◆ To be done
Find each line containing the string "code". Copy it.

◆ Data lines
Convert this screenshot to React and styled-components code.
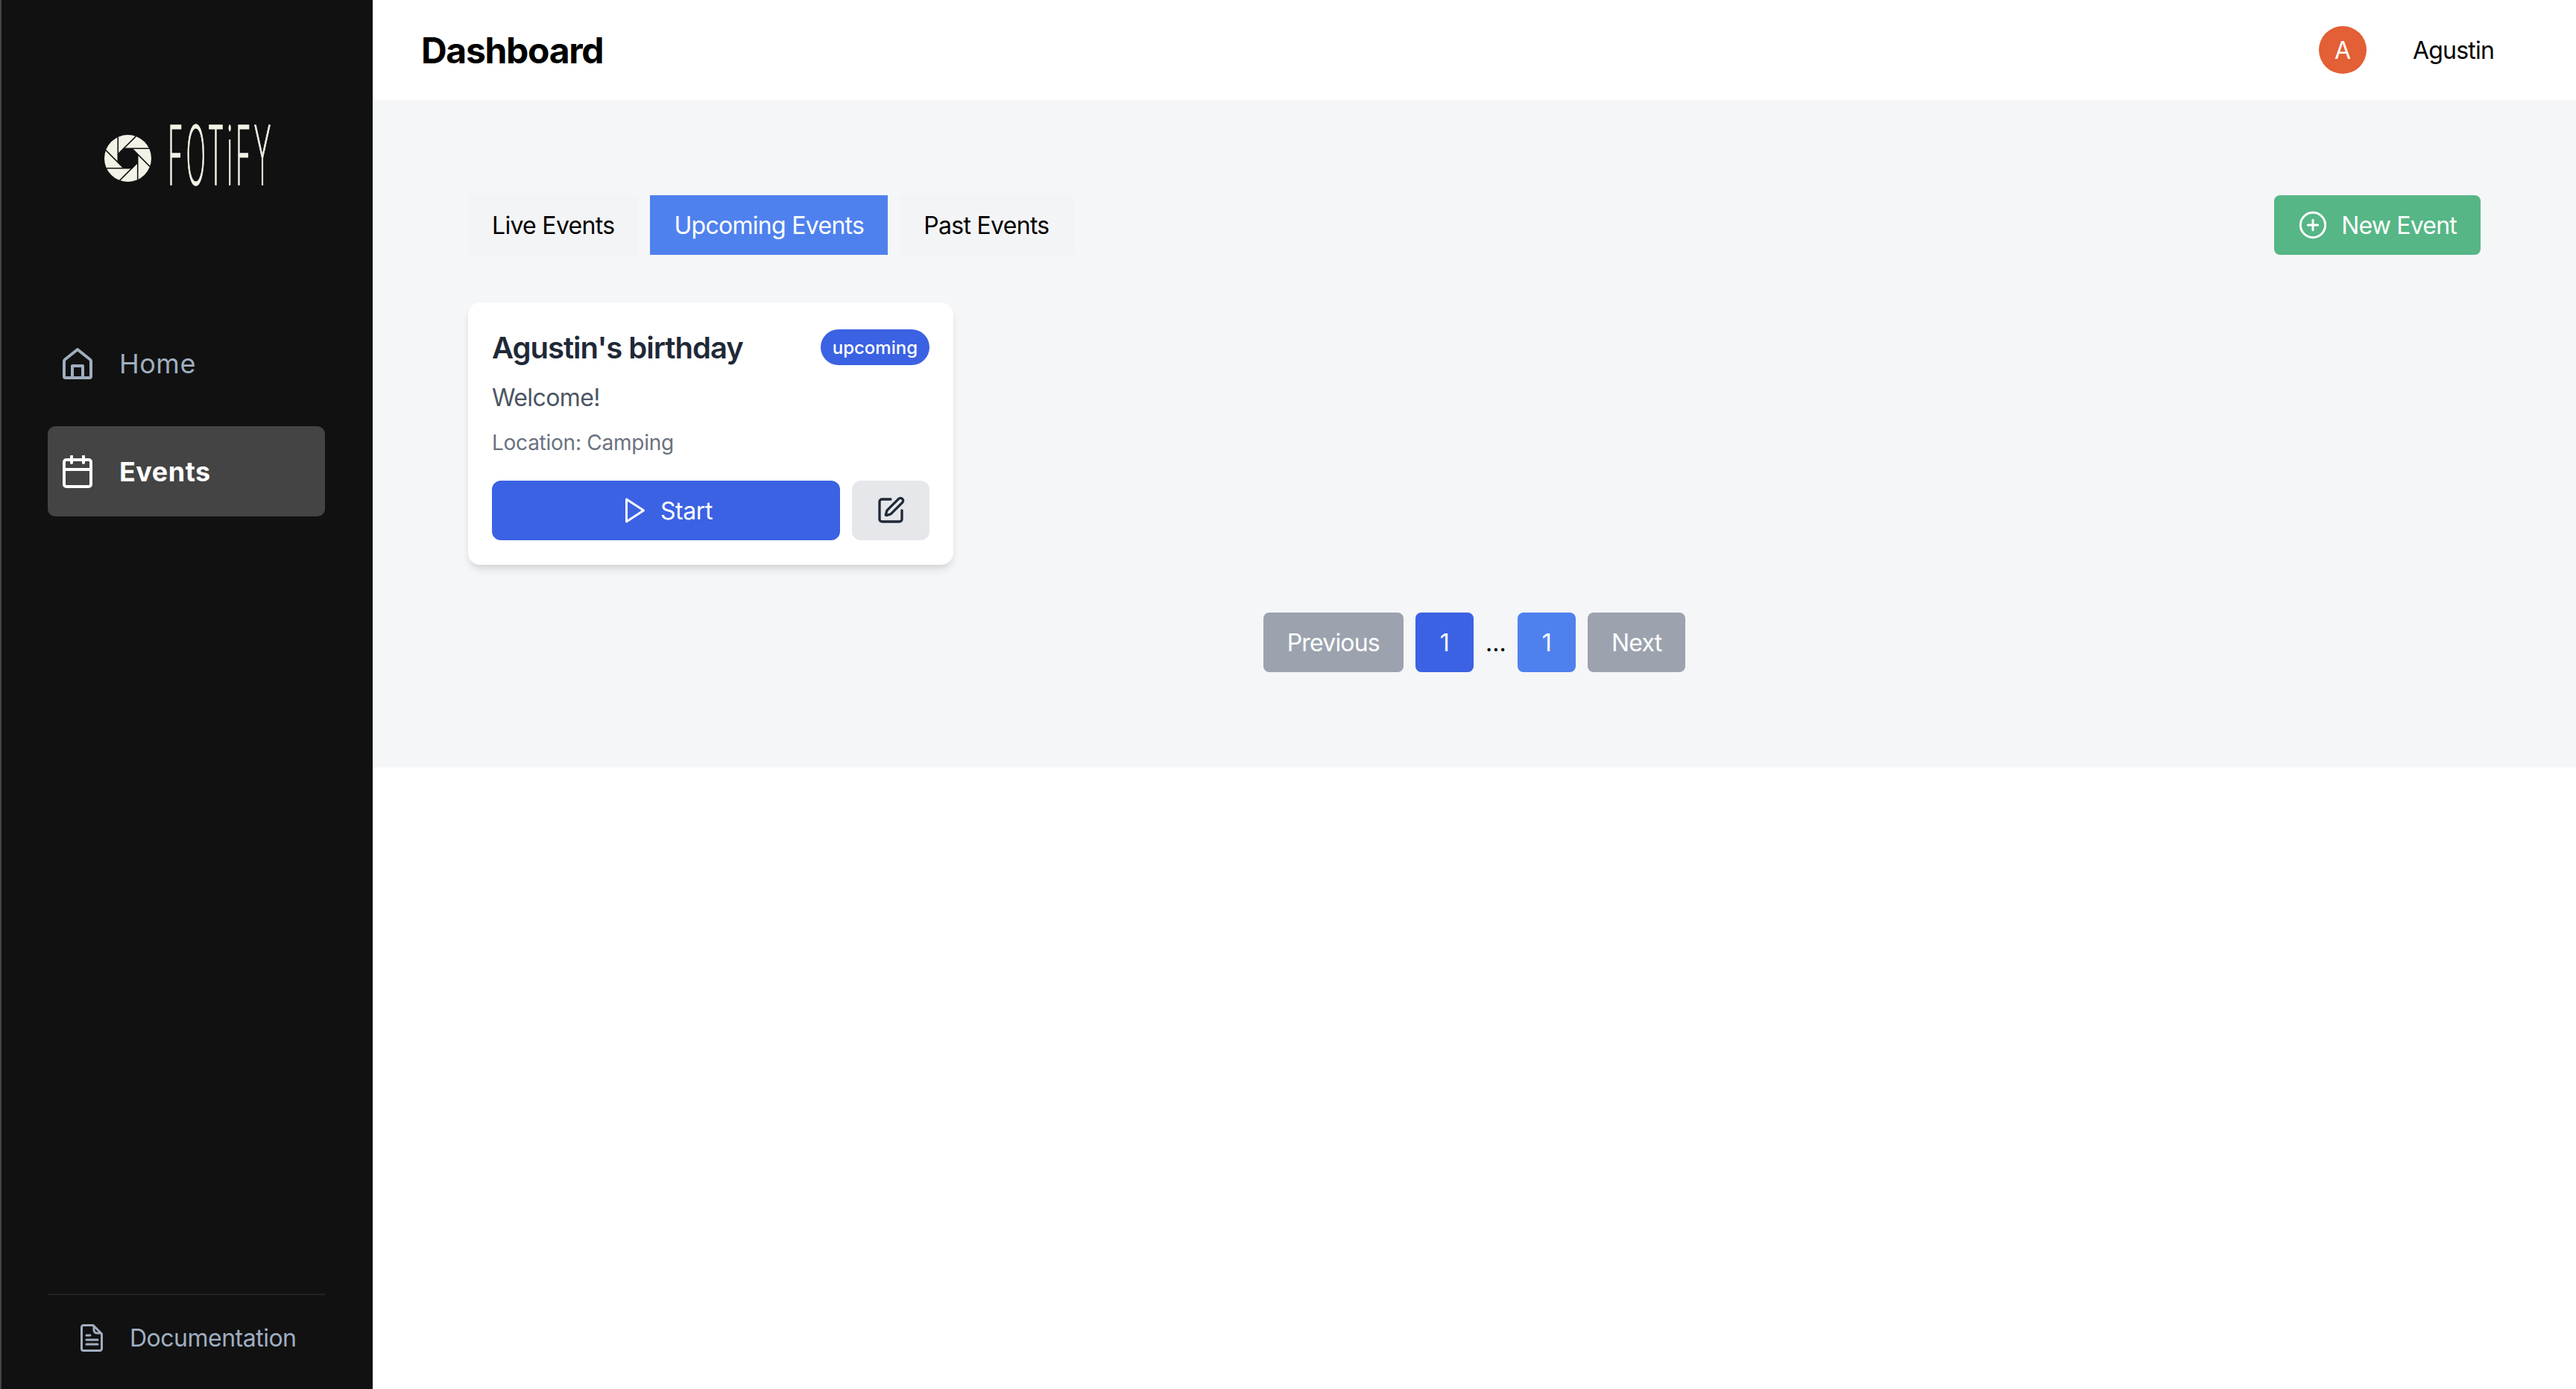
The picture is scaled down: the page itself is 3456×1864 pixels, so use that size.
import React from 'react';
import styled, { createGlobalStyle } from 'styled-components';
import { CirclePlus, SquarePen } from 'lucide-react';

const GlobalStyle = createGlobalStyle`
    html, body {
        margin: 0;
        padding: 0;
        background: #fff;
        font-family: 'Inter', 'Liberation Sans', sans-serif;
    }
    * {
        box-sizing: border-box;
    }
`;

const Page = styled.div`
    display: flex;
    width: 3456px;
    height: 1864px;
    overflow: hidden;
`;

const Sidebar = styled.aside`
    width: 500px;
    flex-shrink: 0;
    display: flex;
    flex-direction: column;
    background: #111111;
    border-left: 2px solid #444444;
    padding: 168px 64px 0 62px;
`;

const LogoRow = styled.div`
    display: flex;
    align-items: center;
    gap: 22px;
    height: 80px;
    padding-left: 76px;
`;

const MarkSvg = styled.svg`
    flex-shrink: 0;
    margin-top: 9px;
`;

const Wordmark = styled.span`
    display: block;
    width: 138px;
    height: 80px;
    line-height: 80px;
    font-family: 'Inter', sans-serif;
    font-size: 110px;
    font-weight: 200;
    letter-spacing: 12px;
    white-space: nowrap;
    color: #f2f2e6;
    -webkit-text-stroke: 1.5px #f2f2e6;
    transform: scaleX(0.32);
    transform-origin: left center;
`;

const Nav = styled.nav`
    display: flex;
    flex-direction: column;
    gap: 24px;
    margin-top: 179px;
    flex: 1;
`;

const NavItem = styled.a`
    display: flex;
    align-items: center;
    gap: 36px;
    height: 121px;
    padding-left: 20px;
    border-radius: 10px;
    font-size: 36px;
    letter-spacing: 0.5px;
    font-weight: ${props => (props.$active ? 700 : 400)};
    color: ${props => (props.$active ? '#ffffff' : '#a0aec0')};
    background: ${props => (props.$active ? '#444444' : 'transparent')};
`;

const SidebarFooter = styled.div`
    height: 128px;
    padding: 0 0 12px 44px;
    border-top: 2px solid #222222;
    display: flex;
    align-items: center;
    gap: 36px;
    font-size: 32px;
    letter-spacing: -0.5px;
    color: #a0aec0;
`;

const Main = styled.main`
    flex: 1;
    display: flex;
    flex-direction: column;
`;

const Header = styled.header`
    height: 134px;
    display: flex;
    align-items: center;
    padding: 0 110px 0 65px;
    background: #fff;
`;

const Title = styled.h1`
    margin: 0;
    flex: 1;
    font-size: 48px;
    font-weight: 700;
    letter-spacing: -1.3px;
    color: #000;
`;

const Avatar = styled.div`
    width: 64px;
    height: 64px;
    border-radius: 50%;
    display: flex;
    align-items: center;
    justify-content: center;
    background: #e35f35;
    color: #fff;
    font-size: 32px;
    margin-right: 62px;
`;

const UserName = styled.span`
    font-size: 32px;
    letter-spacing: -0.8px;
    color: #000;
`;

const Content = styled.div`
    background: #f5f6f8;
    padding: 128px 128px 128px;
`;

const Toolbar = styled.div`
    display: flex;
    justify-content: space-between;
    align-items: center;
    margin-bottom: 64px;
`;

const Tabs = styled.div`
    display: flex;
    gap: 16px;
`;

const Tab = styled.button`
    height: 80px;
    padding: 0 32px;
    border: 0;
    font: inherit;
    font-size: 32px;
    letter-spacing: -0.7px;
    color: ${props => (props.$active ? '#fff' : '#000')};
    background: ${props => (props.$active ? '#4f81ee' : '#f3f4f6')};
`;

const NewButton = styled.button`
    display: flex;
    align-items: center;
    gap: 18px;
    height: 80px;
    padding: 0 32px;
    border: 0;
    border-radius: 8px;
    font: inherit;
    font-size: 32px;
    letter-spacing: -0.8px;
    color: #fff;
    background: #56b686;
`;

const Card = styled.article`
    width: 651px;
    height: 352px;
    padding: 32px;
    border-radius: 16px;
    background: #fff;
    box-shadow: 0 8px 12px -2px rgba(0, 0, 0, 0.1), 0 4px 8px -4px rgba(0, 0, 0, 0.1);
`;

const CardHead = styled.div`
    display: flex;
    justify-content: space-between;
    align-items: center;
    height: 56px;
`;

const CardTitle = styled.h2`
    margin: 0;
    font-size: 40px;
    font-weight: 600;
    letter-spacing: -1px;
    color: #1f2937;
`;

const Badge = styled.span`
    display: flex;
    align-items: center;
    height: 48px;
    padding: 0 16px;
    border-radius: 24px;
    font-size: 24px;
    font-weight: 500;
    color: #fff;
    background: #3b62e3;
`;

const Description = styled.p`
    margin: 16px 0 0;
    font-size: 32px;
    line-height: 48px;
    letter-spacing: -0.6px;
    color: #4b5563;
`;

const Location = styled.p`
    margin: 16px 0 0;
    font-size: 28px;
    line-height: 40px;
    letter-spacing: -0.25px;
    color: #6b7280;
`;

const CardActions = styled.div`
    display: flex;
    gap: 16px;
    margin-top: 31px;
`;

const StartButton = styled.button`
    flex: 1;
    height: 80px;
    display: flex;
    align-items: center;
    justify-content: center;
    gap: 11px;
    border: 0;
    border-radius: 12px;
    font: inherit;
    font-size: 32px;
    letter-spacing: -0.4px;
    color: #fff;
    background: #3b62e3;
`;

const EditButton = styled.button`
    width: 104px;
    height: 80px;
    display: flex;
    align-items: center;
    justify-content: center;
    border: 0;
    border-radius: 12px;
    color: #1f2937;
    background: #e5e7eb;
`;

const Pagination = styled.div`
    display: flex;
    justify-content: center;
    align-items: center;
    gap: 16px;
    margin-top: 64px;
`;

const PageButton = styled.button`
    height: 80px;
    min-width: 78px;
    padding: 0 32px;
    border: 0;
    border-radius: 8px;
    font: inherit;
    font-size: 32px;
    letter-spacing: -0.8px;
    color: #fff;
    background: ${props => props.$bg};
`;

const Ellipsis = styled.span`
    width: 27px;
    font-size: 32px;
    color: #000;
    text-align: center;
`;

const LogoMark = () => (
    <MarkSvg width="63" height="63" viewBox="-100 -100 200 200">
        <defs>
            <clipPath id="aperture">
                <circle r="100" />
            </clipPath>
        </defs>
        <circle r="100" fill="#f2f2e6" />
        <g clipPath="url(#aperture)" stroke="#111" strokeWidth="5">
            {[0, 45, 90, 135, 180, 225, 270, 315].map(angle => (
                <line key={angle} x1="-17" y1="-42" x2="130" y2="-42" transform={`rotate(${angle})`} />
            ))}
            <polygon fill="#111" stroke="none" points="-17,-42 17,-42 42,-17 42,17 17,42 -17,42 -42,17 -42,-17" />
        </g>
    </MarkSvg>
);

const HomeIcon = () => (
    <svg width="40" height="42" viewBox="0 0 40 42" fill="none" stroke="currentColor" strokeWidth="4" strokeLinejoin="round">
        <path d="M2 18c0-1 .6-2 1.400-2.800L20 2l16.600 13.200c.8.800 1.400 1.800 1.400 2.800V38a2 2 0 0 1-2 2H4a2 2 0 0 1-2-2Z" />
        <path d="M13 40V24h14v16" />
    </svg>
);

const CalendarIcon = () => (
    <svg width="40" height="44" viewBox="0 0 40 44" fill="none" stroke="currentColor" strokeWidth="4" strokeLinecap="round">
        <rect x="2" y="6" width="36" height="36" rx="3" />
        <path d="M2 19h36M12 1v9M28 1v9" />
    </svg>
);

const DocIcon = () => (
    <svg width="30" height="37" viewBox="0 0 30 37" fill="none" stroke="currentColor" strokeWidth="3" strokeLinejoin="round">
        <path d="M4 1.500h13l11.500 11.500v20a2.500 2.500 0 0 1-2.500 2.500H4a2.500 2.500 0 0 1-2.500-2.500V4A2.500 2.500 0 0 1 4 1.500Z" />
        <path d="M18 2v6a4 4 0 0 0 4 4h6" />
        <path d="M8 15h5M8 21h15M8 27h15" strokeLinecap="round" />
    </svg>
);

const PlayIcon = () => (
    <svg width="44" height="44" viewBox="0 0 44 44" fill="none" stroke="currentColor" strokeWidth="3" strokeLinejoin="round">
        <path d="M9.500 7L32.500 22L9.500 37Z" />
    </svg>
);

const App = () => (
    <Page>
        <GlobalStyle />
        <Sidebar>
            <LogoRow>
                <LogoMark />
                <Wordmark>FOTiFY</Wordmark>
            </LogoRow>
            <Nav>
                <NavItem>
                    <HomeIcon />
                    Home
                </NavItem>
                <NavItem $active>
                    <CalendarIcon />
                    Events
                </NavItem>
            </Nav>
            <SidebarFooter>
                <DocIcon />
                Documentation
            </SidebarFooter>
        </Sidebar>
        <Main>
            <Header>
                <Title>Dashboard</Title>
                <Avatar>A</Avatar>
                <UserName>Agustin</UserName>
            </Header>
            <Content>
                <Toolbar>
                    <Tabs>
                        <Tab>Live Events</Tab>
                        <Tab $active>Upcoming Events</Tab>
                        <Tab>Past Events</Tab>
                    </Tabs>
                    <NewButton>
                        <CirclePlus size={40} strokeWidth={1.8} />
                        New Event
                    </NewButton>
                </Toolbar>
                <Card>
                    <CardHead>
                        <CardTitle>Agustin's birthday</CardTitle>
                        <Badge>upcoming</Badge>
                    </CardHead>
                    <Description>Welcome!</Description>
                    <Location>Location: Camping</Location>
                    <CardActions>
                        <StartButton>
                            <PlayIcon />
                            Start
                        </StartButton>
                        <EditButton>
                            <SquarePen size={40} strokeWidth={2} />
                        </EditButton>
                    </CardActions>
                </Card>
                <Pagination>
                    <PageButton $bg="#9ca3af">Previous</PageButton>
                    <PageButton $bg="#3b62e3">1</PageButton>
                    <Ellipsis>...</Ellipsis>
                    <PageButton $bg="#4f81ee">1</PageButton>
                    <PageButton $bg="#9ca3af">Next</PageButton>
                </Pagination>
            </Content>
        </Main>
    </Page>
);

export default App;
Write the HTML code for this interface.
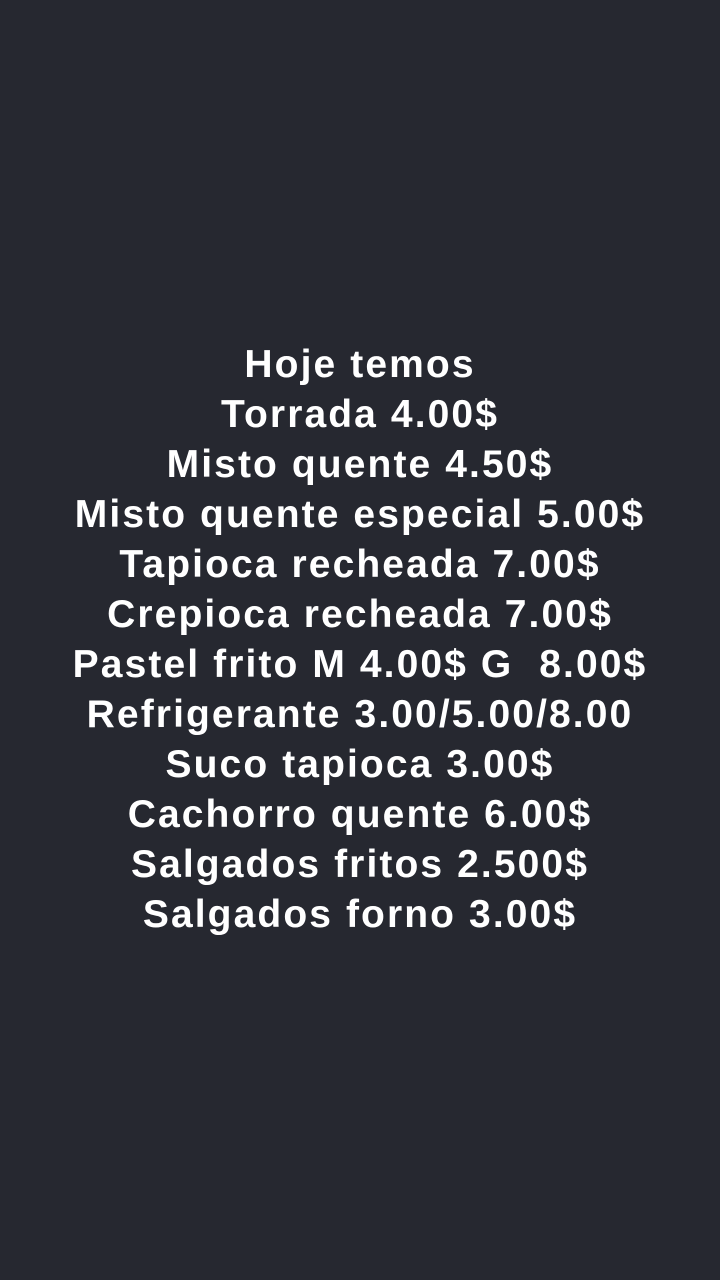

◆ Solution for this task
Convert this screenshot to React and styled-components code.
Write the HTML code for this interface.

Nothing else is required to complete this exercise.